§ **WRITTEN EXERCISE**
Without the pictures, repeat the listing character for character.

§ **SUPPLIED MATERIAL**
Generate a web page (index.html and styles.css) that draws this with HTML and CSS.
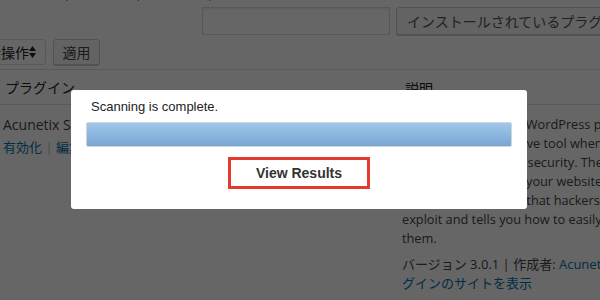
FILE: index.html
```html
<!DOCTYPE html>
<html lang="ja">
<head>
  <meta charset="UTF-8" />
  <title>プラグイン</title>
  <link rel="stylesheet" href="styles.css">
</head>
<body>
  <div class="wrap">
    <!-- status filter links, scrolled mostly out of view -->
    <div class="subsub">
      <span><a href="#">すべて (3)</a> | <a href="#">使用中 (1)</a> | <a href="#">停止中 (2)</a> | <a href="#">更新 (1)</a></span>
    </div>

    <div class="search-row">
      <input class="search-input" type="search" />
      <button class="btn">インストールされているプラグインを検索</button>
    </div>

    <div class="bulk-row">
      <div class="select">一括操作
        <svg width="7" height="12" viewBox="0 0 7 12"><path d="M3.5 0 L7 5 H0 Z M0 7 H7 L3.5 12 Z" fill="#222"/></svg>
      </div>
      <button class="btn">適用</button>
    </div>

    <div class="plugins">
      <div class="row head">
        <div class="col-name">プラグイン</div>
        <div class="col-desc">説明</div>
      </div>
      <div class="row">
        <div class="col-name">
          <div class="plugin-title">Acunetix Secure WordPress</div>
          <div class="row-actions"><a href="#">有効化</a> <span class="sep">|</span> <a href="#">編集</a></div>
        </div>
        <div class="col-desc">
          <p class="desc">The Acunetix Secure WordPress plugin<br>
          It is the comprehensive tool when it<br>
          comes to WordPress security. The<br>
          plugin actively scans your website for<br>
          security weaknesses that hackers could<br>
          exploit and tells you how to easily fix<br>
          them.</p>
          <p class="meta">バージョン 3.0.1 | 作成者: <a href="#">Acunetix</a> | <a href="#">プラ<br>グインのサイトを表示</a></p>
        </div>
      </div>
    </div>
  </div>

  <div class="overlay"></div>

  <div class="modal">
    <p class="modal-text">Scanning is complete.</p>
    <div class="progress"></div>
    <div class="modal-actions">
      <button class="results-btn">View Results</button>
    </div>
  </div>
</body>
</html>
```

FILE: styles.css
```css
/* Page base */
* { box-sizing: border-box; margin: 0; padding: 0; }
body { background: #fff; color: #444; font-family: "Open Sans", "Noto Sans CJK JP", sans-serif; font-size: 13px; overflow: hidden; width: 600px; height: 300px; }
a { color: #0073aa; text-decoration: none; }

.wrap { width: 700px; }

/* Filter links */
.subsub { height: 3px; overflow: hidden; display: flex; align-items: flex-end; padding-left: 4px; color: #555; }
.subsub span { line-height: 20px; white-space: nowrap; font-size: 13px; }

/* Search */
.search-row { display: flex; gap: 6px; margin-top: 4px; padding-left: 202px; }
.search-input { flex-shrink: 0; width: 188px; height: 28px; border: 1px solid #ddd; background: #fff; box-shadow: inset 0 1px 2px rgba(0,0,0,0.07); }
.btn { flex-shrink: 0; height: 28px; padding: 0 10px; background: #f7f7f7; border: 1px solid #ccc; border-radius: 3px; color: #555; font-family: "Open Sans", "Noto Sans CJK JP", sans-serif; font-size: 14px; white-space: nowrap; box-shadow: 0 1px 0 #ccc; }

/* Bulk actions */
.bulk-row { display: flex; gap: 7px; margin-top: 4px; margin-left: -31px; }
.select { width: 77px; height: 26px; display: flex; align-items: center; justify-content: space-between; padding: 0 9px 0 3px; border: 1px solid #ddd; border-radius: 4px; background: #fff; color: #222; font-size: 14px; white-space: nowrap; }
.bulk-row .btn { height: 26px; width: 47px; padding: 0; color: #444; }

/* Plugin table */
.plugins { margin-top: 4px; border-top: 1px solid #e1e1e1; }
.row { display: grid; grid-template-columns: 402px 1fr; }
.row.head { height: 35px; border-bottom: 1px solid #e1e1e1; align-items: center; font-size: 14px; color: #222; }
.row.head .col-name { padding-left: 5px; }
.row.head .col-desc { padding-left: 3px; padding-top: 2px; }
.col-name { padding-left: 3px; }
.plugin-title { font-size: 14px; color: #444; margin-top: 10px; line-height: 20px; white-space: nowrap; }
.row-actions { margin-top: 2px; font-size: 13px; line-height: 20px; }
.row-actions .sep { color: #bbb; }
.col-desc { padding-top: 10px; white-space: nowrap; }
.desc { line-height: 19px; font-size: 12.75px; color: #444; }
.meta { margin-top: 7px; line-height: 19px; font-size: 13px; color: #444; }

/* Dim layer */
.overlay { position: fixed; inset: 0; background: rgba(0,0,0,0.6); }

/* Dialog */
.modal { position: fixed; left: 71px; top: 90px; width: 456px; height: 119px; background: #fff; border-radius: 3px; padding: 9px 15px 20px; font-family: "Liberation Sans", Arial, sans-serif; }
.modal-text { margin-left: 5px; font-size: 13px; line-height: 16px; color: #222; }
.progress { margin-top: 7px; height: 25px; border: 1px solid #d4d4d4; border-radius: 2px; background: linear-gradient(#9fc7ec, #78a6d3); }
.modal-actions { display: flex; justify-content: center; margin-top: 10px; }
.results-btn { width: 142px; height: 32px; background: #fff; border: 3px solid #e53a2d; color: #333; font-family: "Liberation Sans", Arial, sans-serif; font-size: 14px; font-weight: bold; }
```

§ **THE COMPLETED TASK**
Generate a web page (index.html and styles.css) that draws this with HTML and CSS.
FILE: index.html
```html
<!DOCTYPE html>
<html lang="ja">
<head>
  <meta charset="UTF-8" />
  <title>プラグイン</title>
  <link rel="stylesheet" href="styles.css">
</head>
<body>
  <div class="wrap">
    <!-- status filter links, scrolled mostly out of view -->
    <div class="subsub">
      <span><a href="#">すべて (3)</a> | <a href="#">使用中 (1)</a> | <a href="#">停止中 (2)</a> | <a href="#">更新 (1)</a></span>
    </div>

    <div class="search-row">
      <input class="search-input" type="search" />
      <button class="btn">インストールされているプラグインを検索</button>
    </div>

    <div class="bulk-row">
      <div class="select">一括操作
        <svg width="7" height="12" viewBox="0 0 7 12"><path d="M3.5 0 L7 5 H0 Z M0 7 H7 L3.5 12 Z" fill="#222"/></svg>
      </div>
      <button class="btn">適用</button>
    </div>

    <div class="plugins">
      <div class="row head">
        <div class="col-name">プラグイン</div>
        <div class="col-desc">説明</div>
      </div>
      <div class="row">
        <div class="col-name">
          <div class="plugin-title">Acunetix Secure WordPress</div>
          <div class="row-actions"><a href="#">有効化</a> <span class="sep">|</span> <a href="#">編集</a></div>
        </div>
        <div class="col-desc">
          <p class="desc">The Acunetix Secure WordPress plugin<br>
          It is the comprehensive tool when it<br>
          comes to WordPress security. The<br>
          plugin actively scans your website for<br>
          security weaknesses that hackers could<br>
          exploit and tells you how to easily fix<br>
          them.</p>
          <p class="meta">バージョン 3.0.1 | 作成者: <a href="#">Acunetix</a> | <a href="#">プラ<br>グインのサイトを表示</a></p>
        </div>
      </div>
    </div>
  </div>

  <div class="overlay"></div>

  <div class="modal">
    <p class="modal-text">Scanning is complete.</p>
    <div class="progress"></div>
    <div class="modal-actions">
      <button class="results-btn">View Results</button>
    </div>
  </div>
</body>
</html>
```

FILE: styles.css
```css
/* Page base */
* { box-sizing: border-box; margin: 0; padding: 0; }
body { background: #fff; color: #444; font-family: "Open Sans", "Noto Sans CJK JP", sans-serif; font-size: 13px; overflow: hidden; width: 600px; height: 300px; }
a { color: #0073aa; text-decoration: none; }

.wrap { width: 700px; }

/* Filter links */
.subsub { height: 3px; overflow: hidden; display: flex; align-items: flex-end; padding-left: 4px; color: #555; }
.subsub span { line-height: 20px; white-space: nowrap; font-size: 13px; }

/* Search */
.search-row { display: flex; gap: 6px; margin-top: 4px; padding-left: 202px; }
.search-input { flex-shrink: 0; width: 188px; height: 28px; border: 1px solid #ddd; background: #fff; box-shadow: inset 0 1px 2px rgba(0,0,0,0.07); }
.btn { flex-shrink: 0; height: 28px; padding: 0 10px; background: #f7f7f7; border: 1px solid #ccc; border-radius: 3px; color: #555; font-family: "Open Sans", "Noto Sans CJK JP", sans-serif; font-size: 14px; white-space: nowrap; box-shadow: 0 1px 0 #ccc; }

/* Bulk actions */
.bulk-row { display: flex; gap: 7px; margin-top: 4px; margin-left: -31px; }
.select { width: 77px; height: 26px; display: flex; align-items: center; justify-content: space-between; padding: 0 9px 0 3px; border: 1px solid #ddd; border-radius: 4px; background: #fff; color: #222; font-size: 14px; white-space: nowrap; }
.bulk-row .btn { height: 26px; width: 47px; padding: 0; color: #444; }

/* Plugin table */
.plugins { margin-top: 4px; border-top: 1px solid #e1e1e1; }
.row { display: grid; grid-template-columns: 402px 1fr; }
.row.head { height: 35px; border-bottom: 1px solid #e1e1e1; align-items: center; font-size: 14px; color: #222; }
.row.head .col-name { padding-left: 5px; }
.row.head .col-desc { padding-left: 3px; padding-top: 2px; }
.col-name { padding-left: 3px; }
.plugin-title { font-size: 14px; color: #444; margin-top: 10px; line-height: 20px; white-space: nowrap; }
.row-actions { margin-top: 2px; font-size: 13px; line-height: 20px; }
.row-actions .sep { color: #bbb; }
.col-desc { padding-top: 10px; white-space: nowrap; }
.desc { line-height: 19px; font-size: 12.75px; color: #444; }
.meta { margin-top: 7px; line-height: 19px; font-size: 13px; color: #444; }

/* Dim layer */
.overlay { position: fixed; inset: 0; background: rgba(0,0,0,0.6); }

/* Dialog */
.modal { position: fixed; left: 71px; top: 90px; width: 456px; height: 119px; background: #fff; border-radius: 3px; padding: 9px 15px 20px; font-family: "Liberation Sans", Arial, sans-serif; }
.modal-text { margin-left: 5px; font-size: 13px; line-height: 16px; color: #222; }
.progress { margin-top: 7px; height: 25px; border: 1px solid #d4d4d4; border-radius: 2px; background: linear-gradient(#9fc7ec, #78a6d3); }
.modal-actions { display: flex; justify-content: center; margin-top: 10px; }
.results-btn { width: 142px; height: 32px; background: #fff; border: 3px solid #e53a2d; color: #333; font-family: "Liberation Sans", Arial, sans-serif; font-size: 14px; font-weight: bold; }
```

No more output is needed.